This morning Washington Post media critic Howard Kurtz posted the following to Twitter linking to his latest piece:
That's right -- the BP oil spill isn't Obama's "Katrina," it is his “Waterloo” says Kurtz.
How does the nation's best-known media critic come to such a conclusion? By saying there isn't much Obama could have done better other than showing a bit more passion.
Seriously:
Now, with BP, he has really fallen short.
I don't buy the notion that there was far more he could have done substantively. The federal government doesn't have the expertise or equipment to do what a deep-sea oil drilling company does (though it could hardly have done worse than the utterly clueless British Petroleum).
But in terms of the optics, the politics, the sense of outrage, well, no wonder James Carville was angry. The White House just bungled that part.

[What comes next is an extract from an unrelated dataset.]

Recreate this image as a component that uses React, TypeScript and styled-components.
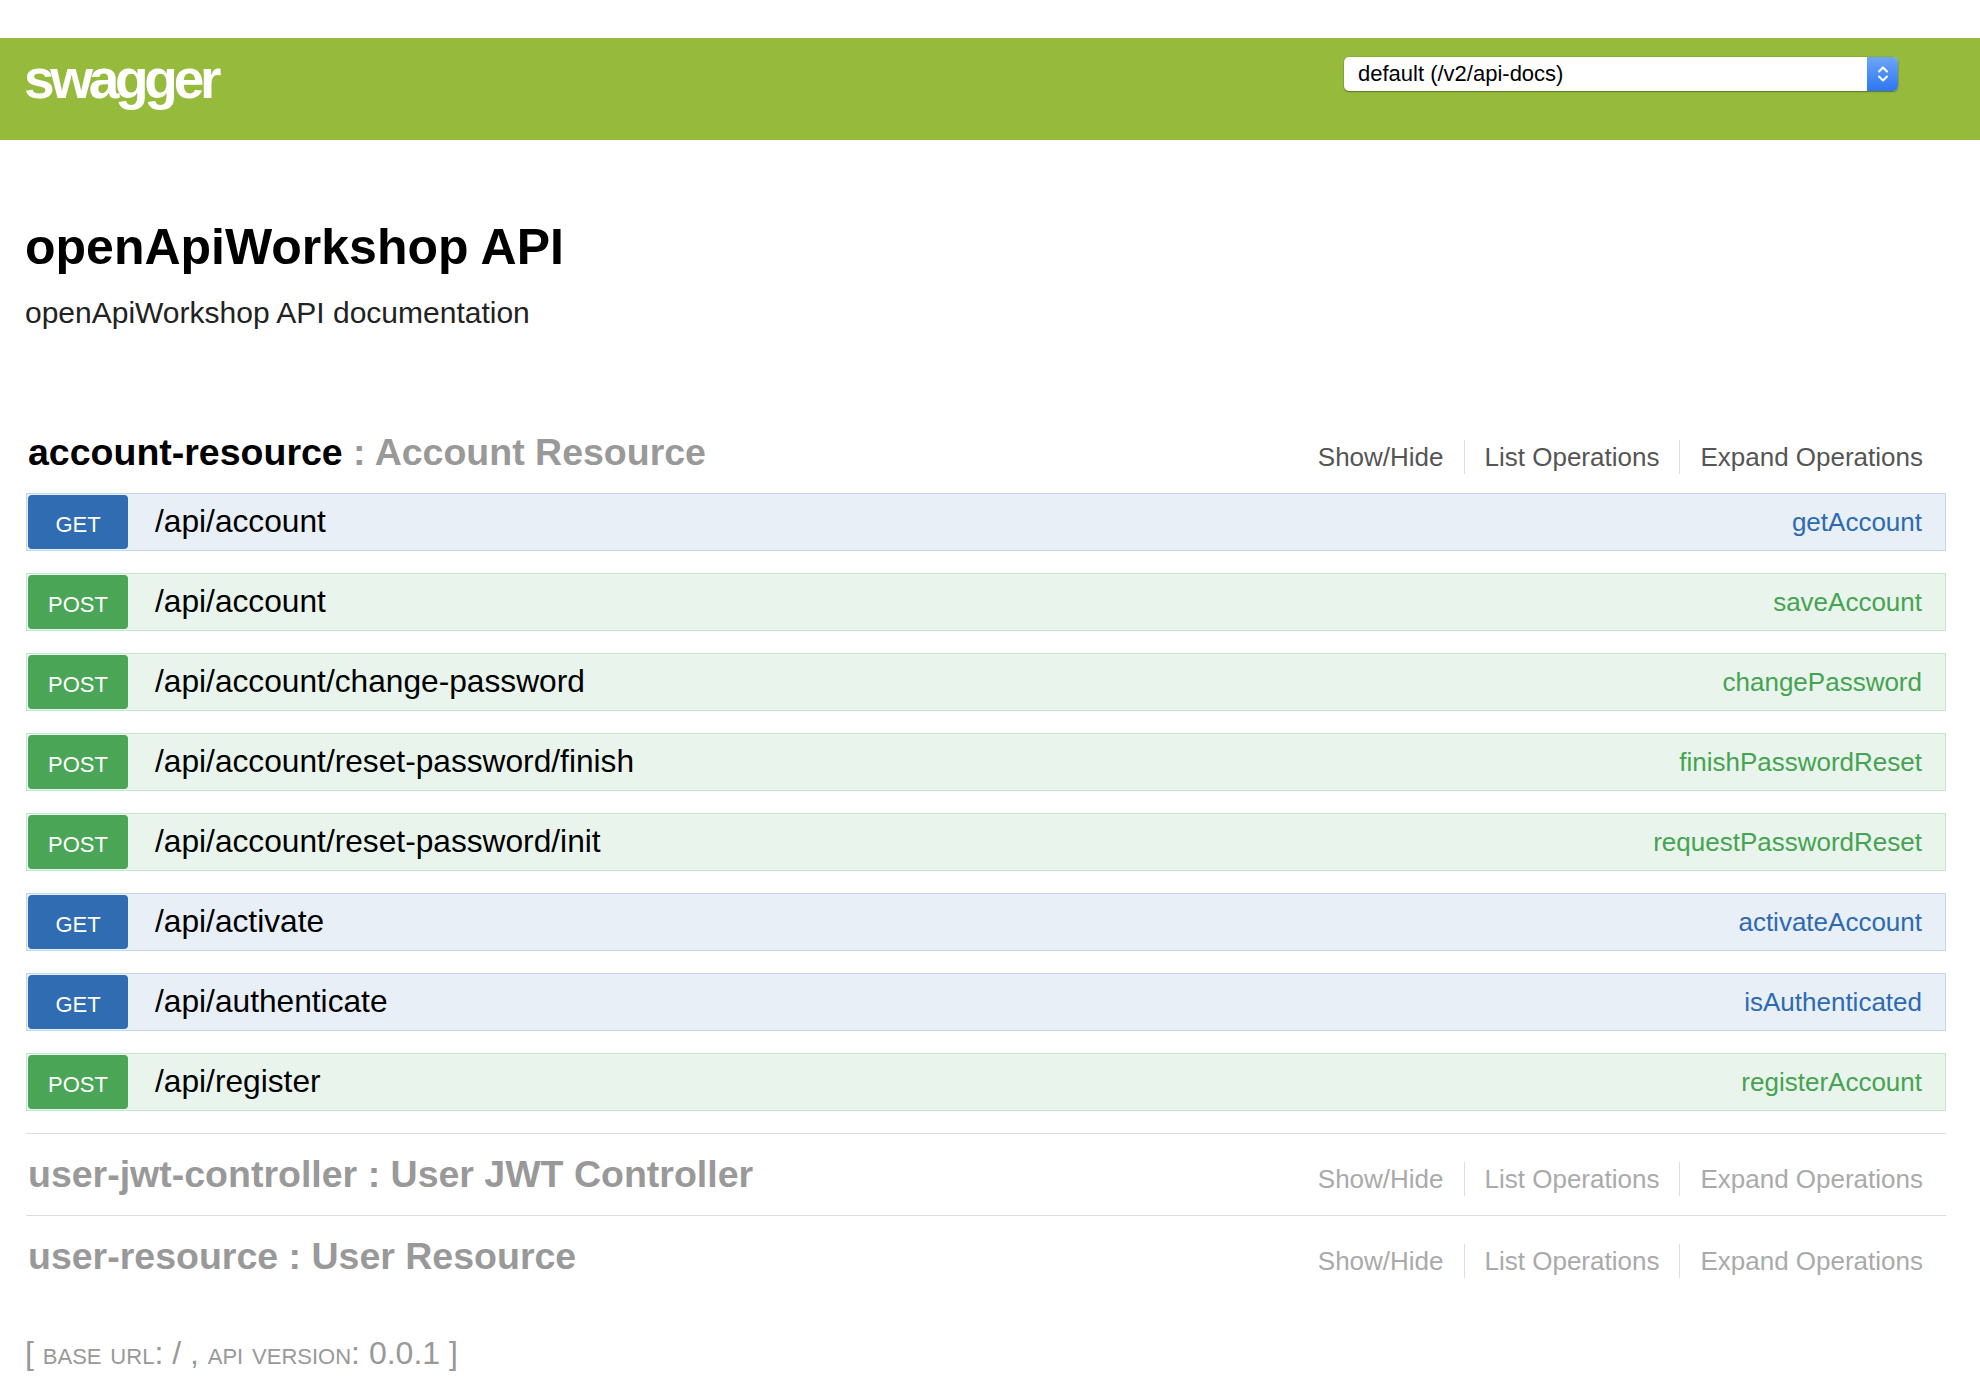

Last week's presser was an attempt to catch up, to seize control, at least in terms of public perception. Watching Obama, I thought, here's a guy who really understands this stuff. But he was flat and technocratic, at least until he invoked his daughter, which for me missed the mark.

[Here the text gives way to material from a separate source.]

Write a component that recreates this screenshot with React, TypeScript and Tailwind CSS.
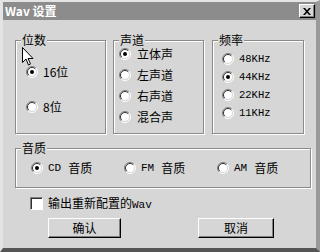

Get that? Obama is doing all he can on the substance of the issue, it's his presentation that's lacking. Talk about crass.
Kurtz was hardly finished. He then goes on to claim the President is in deep trouble when “top columnists at the New York Times and Washington Post turn on” him. Two of the examples he cites are Maureen Dowd and Dana Milbank, each of who have gone after Obama many times in the past so their current criticism is hardly noteworthy.
Kurtz even manages to get a jab in at former President Jimmy Carter writing, “When commentators start invoking Carter, that is very bad news indeed.”
I suppose one could say that it's “very bad news indeed” when Howard Kurtz tries to analyze the politics let alone the media.